TLDR — Quick Summary
- CoinDCX suffered a major $44M hack, targeting its operational liquidity wallet—not user funds.
- The breach was enabled through employee credentials, compromised via a social-engineering malware attack.
- CoinDCX absorbed the entire loss, launched a record recovery bounty, and maintained customer account safety.
- The incident exposes serious gaps in India’s crypto security, accelerating calls for regulation, stronger standards, and exchange accountability.
- CoinDCX Hack Explained: $44 Million Breach, Timeline, Impact and Future of Crypto Security
- TLDR — Quick Summary
- CoinDCX and Its Role in India’s Crypto Market
- How the Attack Happened
- CoinDCX Delayed Public Disclosure
- Employee Involvement: The Social Engineering Twist
- CoinDCX’s Response and Recovery Efforts
- Impact on CoinDCX’s Reputation
- Wider Implications for India’s Crypto Landscape
- Where the Stolen Crypto Is Now
- Lessons for the CoinDCX/Crypto Industry
- Security Fundamentals
- Employee Defenses
- User Takeaways
- The Bigger Picture: A Moment of Reckoning
- FAQs
CoinDCX and Its Role in India’s Crypto Market
CoinDCX became one of India’s most trusted gateways into crypto trading since its launch. Millions of users depend on it for buying and selling digital assets like Bitcoin, Ethereum, and popular altcoins. The platform was widely viewed as a benchmark for domestic crypto exchanges, shaping retail participation and onboarding newcomers into the digital asset economy.
That is why the hack hurt more than just CoinDCX’s immediate finances. It disrupted market confidence. It reminded everyday investors that even established crypto unicorns can be vulnerable, and it highlighted a broader risk: exchanges are businesses, not vaults, and a single compromised access point can trigger massive consequences.
How the Attack Happened
The breach began quietly. Hackers first tested access to CoinDCX systems by moving a tiny amount of stablecoin. Once confirmed, they executed large transfers within a short time window.

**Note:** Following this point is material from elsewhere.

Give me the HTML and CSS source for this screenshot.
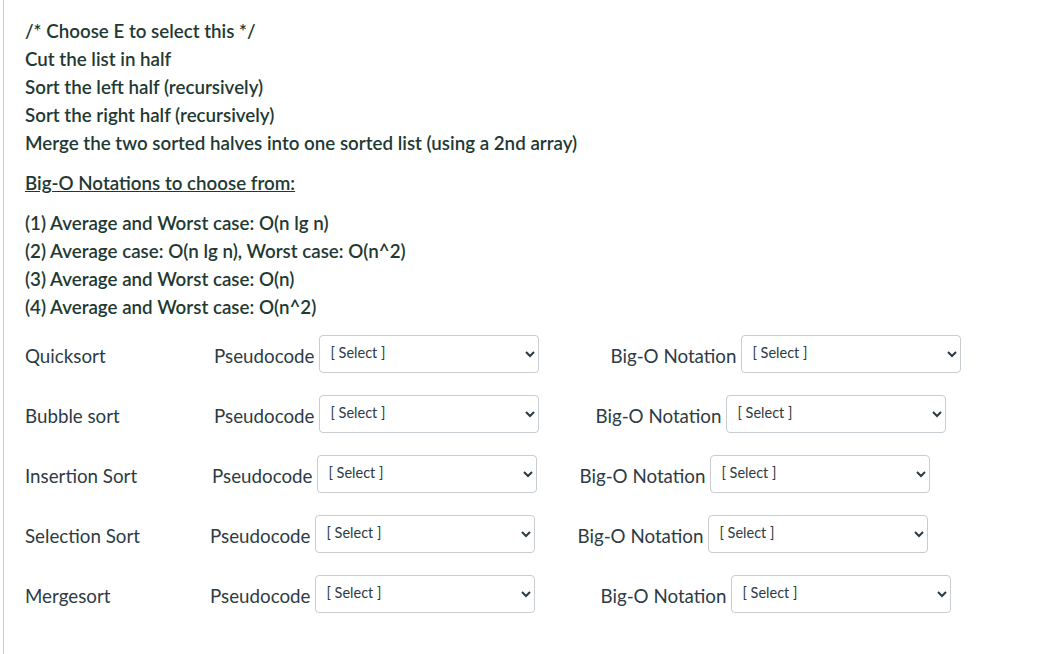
FILE: index.html
```html
<!DOCTYPE html>
<html lang="en">
<head>
    <meta charset="UTF-8">
    <meta name="viewport" content="width=device-width, initial-scale=1.0">
    <title>Sorting Algorithms - Matching</title>
    <link rel="stylesheet" href="styles.css">
</head>
<body>
    <div class="question">
        <p>/* Choose E to select this */<br>
        Cut the list in half<br>
        Sort the left half (recursively)<br>
        Sort the right half (recursively)<br>
        Merge the two sorted halves into one sorted list (using a 2nd array)</p>

        <p class="heading">Big-O Notations to choose from:</p>

        <p class="choices">(1) Average and Worst case: O(n lg n)<br>
        (2) Average case: O(n lg n), Worst case: O(n^2)<br>
        (3) Average and Worst case: O(n)<br>
        (4) Average and Worst case: O(n^2)</p>

        <div class="rows">
            <div class="row row-quick">
                <span class="name">Quicksort</span>
                <label class="lbl">Pseudocode</label>
                <select><option>[ Select ]</option><option>A</option><option>B</option><option>C</option><option>D</option><option>E</option></select>
                <label class="lbl lbl-big">Big-O Notation</label>
                <select><option>[ Select ]</option><option>(1)</option><option>(2)</option><option>(3)</option><option>(4)</option></select>
            </div>
            <div class="row row-bubble">
                <span class="name">Bubble sort</span>
                <label class="lbl">Pseudocode</label>
                <select><option>[ Select ]</option><option>A</option><option>B</option><option>C</option><option>D</option><option>E</option></select>
                <label class="lbl lbl-big">Big-O Notation</label>
                <select><option>[ Select ]</option><option>(1)</option><option>(2)</option><option>(3)</option><option>(4)</option></select>
            </div>
            <div class="row row-insertion">
                <span class="name">Insertion Sort</span>
                <label class="lbl">Pseudocode</label>
                <select><option>[ Select ]</option><option>A</option><option>B</option><option>C</option><option>D</option><option>E</option></select>
                <label class="lbl lbl-big">Big-O Notation</label>
                <select><option>[ Select ]</option><option>(1)</option><option>(2)</option><option>(3)</option><option>(4)</option></select>
            </div>
            <div class="row row-selection">
                <span class="name">Selection Sort</span>
                <label class="lbl">Pseudocode</label>
                <select><option>[ Select ]</option><option>A</option><option>B</option><option>C</option><option>D</option><option>E</option></select>
                <label class="lbl lbl-big">Big-O Notation</label>
                <select><option>[ Select ]</option><option>(1)</option><option>(2)</option><option>(3)</option><option>(4)</option></select>
            </div>
            <div class="row row-merge">
                <span class="name">Mergesort</span>
                <label class="lbl">Pseudocode</label>
                <select><option>[ Select ]</option><option>A</option><option>B</option><option>C</option><option>D</option><option>E</option></select>
                <label class="lbl lbl-big">Big-O Notation</label>
                <select><option>[ Select ]</option><option>(1)</option><option>(2)</option><option>(3)</option><option>(4)</option></select>
            </div>
        </div>
    </div>
</body>
</html>
```

FILE: styles.css
```css
body { margin: 0; font-family: Lato, "Noto Sans", sans-serif; color: #2d3b45; background: #fff; }
.question { margin-left: 3px; border-left: 1px solid #c7cdd1; min-height: 654px; padding: 17px 0 0 21px; box-sizing: border-box; font-size: 18.75px; line-height: 28px; }
.question p { margin: 0 0 12px; font-weight: 600; color: #1f3a34; }
.heading { text-decoration: underline; }
.question .choices { margin-bottom: 3px; }
.row { display: flex; align-items: center; padding: 11px 0; }
.name { width: var(--lead, 189px); flex: none; padding-top: 3px; }
.lbl { margin-right: 5px; padding-top: 3px; }
.lbl-big { margin-left: var(--mid, 72px); }
select { width: 220px; height: 38px; border: 1px solid #c7cdd1; border-radius: 4px; background: #fff; color: #2d3b45; font-family: Lato, sans-serif; font-size: 14.5px; padding: 0 8px 4px 6px; }
.row-quick { --lead: 189px; --mid: 71px; }
.row-bubble { --lead: 189px; --mid: 56px; }
.row-insertion { --lead: 187px; --mid: 42px; }
.row-selection { --lead: 185px; --mid: 42px; }
.row-merge { --lead: 185px; --mid: 65px; }
```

The attackers targeted a CoinDCX internal hot wallet. This wallet was not meant for user deposits. It was used to provide liquidity on partner exchanges — a necessary operational mechanism to match trades, fulfill orders, and maintain smooth market execution.
Because the compromised wallet connected to multiple networks, the hackers quickly distributed funds across different blockchains. They used cross-chain bridges and swap aggregators to split the stolen assets. Funds moved from Solana to Ethereum and through mixers designed to erase transaction trails. The majority of the stolen assets were consolidated into two primary wallets, holding large pools of Ethereum and Solana.
CoinDCX’s cold wallets — where customer funds were stored offline — were not touched. This prevented a catastrophic consumer loss, but it exposed an uncomfortable truth: the liquidity pipeline was vulnerable enough that a single breach could drain tens of millions within hours.
CoinDCX Delayed Public Disclosure
The company didn’t announce the hack immediately. Instead, the news surfaced online through blockchain investigators. CoinDCX later claimed it needed time to understand the attack and lock down infrastructure before speaking publicly. That explanation didn’t satisfy many users, who felt transparency should come first — even before full details.
Employee Involvement: The Social Engineering Twist
The breach wasn’t caused by algorithmic flaws or contract bugs. It started with a human mistake.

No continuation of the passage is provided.